Probably for reasons of brevity, Hymowitz doesn’t mention the big driver behind the fatherless families, the education gap. Today, twice as many black females as males earn college degrees. As sociologists repeatedly confirm, women are less likely than men to “marry down,” a trait that applies to white women as well. All of which leads me back to the “marriageable mate” issue.

With overall college graduation rates favoring women by nearly a 60-40 balance, there’s no chance this is not affecting white women as well. Check out the “social consequences” heading in the library to the right and you can bring yourself up to speed. Significant changes in marriage rates and age are well under way. A connection to the campus gender imbalances? As a reporter, that’s out of my league. For now, I’ll await word from researchers. 

Leaving this issue to the conservatives, as happened after the Moynihan report, would be a mistake. Hymowitz, however, does a nice job here. Her conclusion:

Merely walking down the aisle can’t explain these differences. Rather, the institution of marriage appears to promote ideals of stability, order and fidelity that benefit children and adults alike. Those who pin their hopes for black progress on education tend to forget this.

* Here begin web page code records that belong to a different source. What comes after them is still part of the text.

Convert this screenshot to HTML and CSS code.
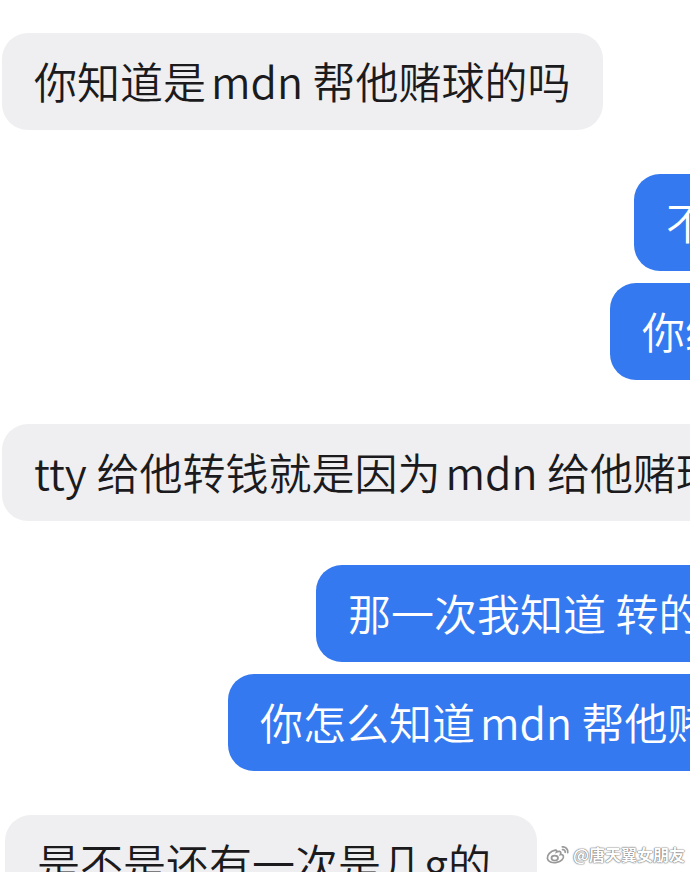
FILE: index.html
```html
<!DOCTYPE html>
<html lang="zh-CN">
<head>
    <meta charset="UTF-8">
    <meta name="viewport" content="width=device-width, initial-scale=1.0">
    <title>聊天记录</title>
    <link rel="stylesheet" href="styles.css">
</head>
<body>
    <div class="chat">
        <div class="msg in">
            <div class="bubble"><span class="text">你知道是<span class="en">mdn</span> 帮他赌球的吗</span></div>
        </div>

        <div class="group">
            <div class="msg out out-1">
                <div class="bubble"><span class="text">不知道</span></div>
            </div>
            <div class="msg out out-2">
                <div class="bubble"><span class="text">你给他</span></div>
            </div>
        </div>

        <div class="msg in">
            <div class="bubble"><span class="text">tty 给他转钱就是因为<span class="en">mdn</span> 给他赌球</span></div>
        </div>

        <div class="group">
            <div class="msg out out-3">
                <div class="bubble"><span class="text">那一次我知道 转的</span></div>
            </div>
            <div class="msg out out-4">
                <div class="bubble"><span class="text">你怎么知道<span class="en">mdn</span> 帮他赌球</span></div>
            </div>
        </div>

        <div class="msg in last">
            <div class="bubble"><span class="text">是不是还有一次是几g的</span></div>
        </div>
    </div>

    <!-- 水印 -->
    <div class="watermark">
        <svg class="weibo-logo" viewBox="0 0 24 20" fill="none" stroke="currentColor" stroke-width="1.6" stroke-linecap="round">
            <path d="M9.5 6.5C5 7.5 1.8 11 2.2 14c.4 3 4.3 4.6 8.5 3.8 4.3-.8 6.8-3.5 6.3-5.7-.3-1.5-1.8-1.8-2.8-1.6.6-1.4.5-2.6-.6-2.9-1-.3-2.3.2-3 .6.3-1.2.2-2-1.1-1.7z"></path>
            <ellipse cx="9" cy="13.8" rx="3" ry="2.2"></ellipse>
            <path d="M16 3.5a4.5 4.5 0 0 1 5 5.2"></path>
            <path d="M16.2 6a2 2 0 0 1 2.4 2.4"></path>
        </svg>
        <span>@唐天翼女朋友</span>
    </div>
</body>
</html>
```

FILE: styles.css
```css
html, body {
    margin: 0;
    padding: 0;
}

body {
    width: 690px;
    height: 872px;
    overflow: hidden;
    position: relative;
    background-color: #fff;
    font-family: "Noto Sans CJK SC", "Noto Sans", sans-serif;
}

.chat {
    display: flex;
    flex-direction: column;
    gap: 44px;
    padding-top: 33px;
}

.group {
    display: flex;
    flex-direction: column;
    gap: 12px;
}

.msg {
    display: flex;
}

.bubble {
    box-sizing: border-box;
    height: 97px;
    display: flex;
    align-items: center;
    padding: 0 32px 4px;
    border-radius: 26px;
    font-size: 43px;
    font-weight: 350;
    white-space: nowrap;
    flex-shrink: 0;
}

.bubble .en {
    margin-left: 5px;
}

.msg.in {
    padding-left: 2px;
}

.msg.in .bubble {
    background-color: #efeff1;
    color: #1b1b1d;
}

.msg.in.last {
    padding-left: 5px;
}

.msg.in.last .bubble {
    padding-right: 46px;
}

.msg.out .bubble {
    background-color: #3479f0;
    color: #fff;
    padding-right: 200px;
}

.out-1 {
    padding-left: 634px;
}

.out-2 {
    padding-left: 610px;
}

.out-3 {
    padding-left: 316px;
}

.out-4 {
    padding-left: 228px;
}

.watermark {
    position: absolute;
    right: 5px;
    bottom: 6px;
    display: flex;
    align-items: center;
    gap: 2px;
    color: #fff;
    font-size: 16px;
    font-weight: 700;
    font-family: "Noto Sans CJK SC", sans-serif;
    text-shadow: 0 0 1px #666, 0 0 1px #777, 0 0 2px #999;
}

.weibo-logo {
    width: 26px;
    height: 22px;
    color: #999;
}
```
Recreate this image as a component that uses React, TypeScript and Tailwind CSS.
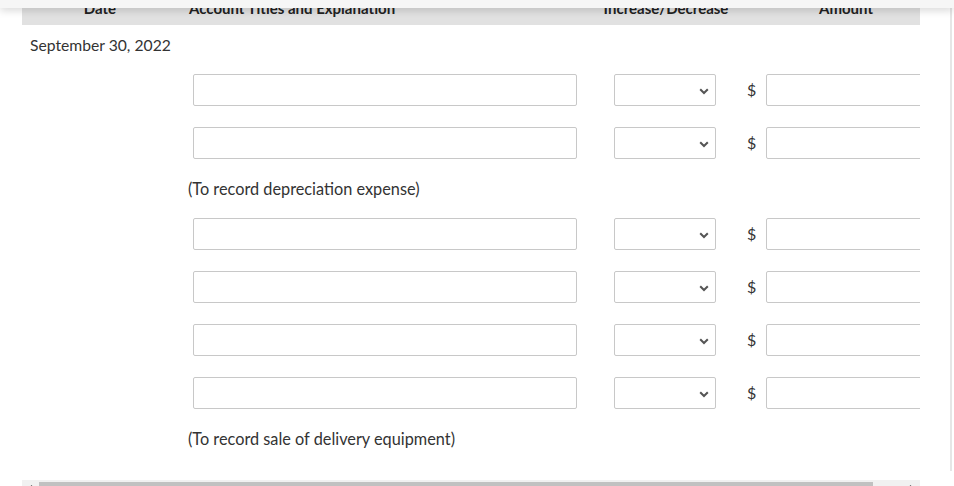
import React from "react";

function Chevron() {
  return (
    <svg width="10" height="7" viewBox="0 0 10 7" className="absolute right-[6px] top-[13px]">
      <path d="M1.2 1.2 L5 5 L8.8 1.2" fill="none" stroke="#555" strokeWidth="2" />
    </svg>
  );
}

function EntryRow() {
  return (
    <div className="flex h-[53px] items-center">
      <div className="w-[156px]" />
      <div className="w-[414px] px-[15px]">
        <div className="h-[32px] w-[384px] rounded-[2px] border border-[#c8c8c8] bg-white" />
      </div>
      <div className="w-[148px] pl-[22px]">
        <div className="relative h-[32px] w-[102px] rounded-[2px] border border-[#c8c8c8] bg-white">
          <Chevron />
        </div>
      </div>
      <div className="flex w-[212px] items-center">
        <span className="ml-[7px] w-[19px] text-[16px] text-[#333]">$</span>
        <div className="h-[32px] w-[190px] rounded-[2px] border border-[#c8c8c8] bg-white" />
      </div>
    </div>
  );
}

function Note({ text }: { text: string }) {
  return (
    <div className="flex h-[38px] items-center pt-[2px]">
      <div className="w-[166px]" />
      <span className="text-[16.3px] text-[#333]">{text}</span>
    </div>
  );
}

export default function App() {
  return (
    <div className="relative h-[486px] w-[954px] overflow-hidden bg-white font-['Lato',sans-serif]">
      <div className="h-[486px] w-[952px] border-r-2 border-[#e6e6e6]">
        <div className="-mt-[15px] ml-[22px] w-[898px] overflow-hidden">
          <div className="w-[930px]">
            <div className="flex h-[40px] items-center bg-[#e1e1e1] pt-[6px] text-[15px] font-bold text-[#222]">
              <div className="w-[156px] text-center">Date</div>
              <div className="w-[414px] pl-[11px]">Account Titles and Explanation</div>
              <div className="w-[148px] text-center">Increase/Decrease</div>
              <div className="w-[212px] text-center">Amount</div>
            </div>
            <div className="h-[38px] pl-[8px] pt-[11px] text-[15.7px] leading-[18px] text-[#333]">
              September 30, 2022
            </div>
            <EntryRow />
            <EntryRow />
            <Note text="(To record depreciation expense)" />
            <EntryRow />
            <EntryRow />
            <EntryRow />
            <EntryRow />
            <Note text="(To record sale of delivery equipment)" />
          </div>
          <div className="relative mt-[23px] h-[17px] w-[898px] bg-[#f1f1f1]">
            <div className="absolute left-[17px] top-[2px] h-[13px] w-[834px] bg-[#c1c1c1]" />
            <svg width="7" height="4" viewBox="0 0 7 4" className="absolute left-[6px] top-[5px]">
              <path d="M0 4 L3.5 0 L7 4 Z" fill="#505050" />
            </svg>
            <svg width="7" height="4" viewBox="0 0 7 4" className="absolute left-[885px] top-[5px]">
              <path d="M0 4 L3.5 0 L7 4 Z" fill="#505050" />
            </svg>
          </div>
        </div>
      </div>
      <div className="absolute left-0 right-0 top-0 h-[8px] bg-[#f6f6f6] shadow-[0_2px_8px_rgba(0,0,0,0.18)]" />
    </div>
  );
}
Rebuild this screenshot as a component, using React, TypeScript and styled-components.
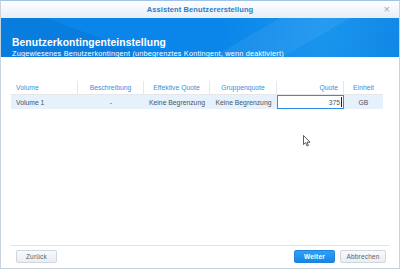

Numerous studies, when controlled for income and race, show that, on average, children growing up with single mothers are less likely to graduate from high school and go to college. And Moynihan’s discovery of a negligible relationship between “economic conditions and social conditions” suggests that even increases in black male employment are not a certain cure.

Through the power of his own example, Obama presents a chance to revive what Lyndon Johnson called “the next and the more profound stage of the battle for civil rights.” Obama’s memoir, “Dreams From My Father,” conveys the economic, emotional and existential toll of growing up fatherless, and he has spoken movingly of his determination to ensure for his own children a different life. Yet tackling this issue won’t be easy. When Obama gave a Father’s Day speech lamenting “fathers . . . missing from too many lives and too many homes,” Jesse Jackson was so incensed that he said he wanted to castrate Obama. Still, painful as the subject is, the alternative is far worse: racial inequality as far as the eye can see.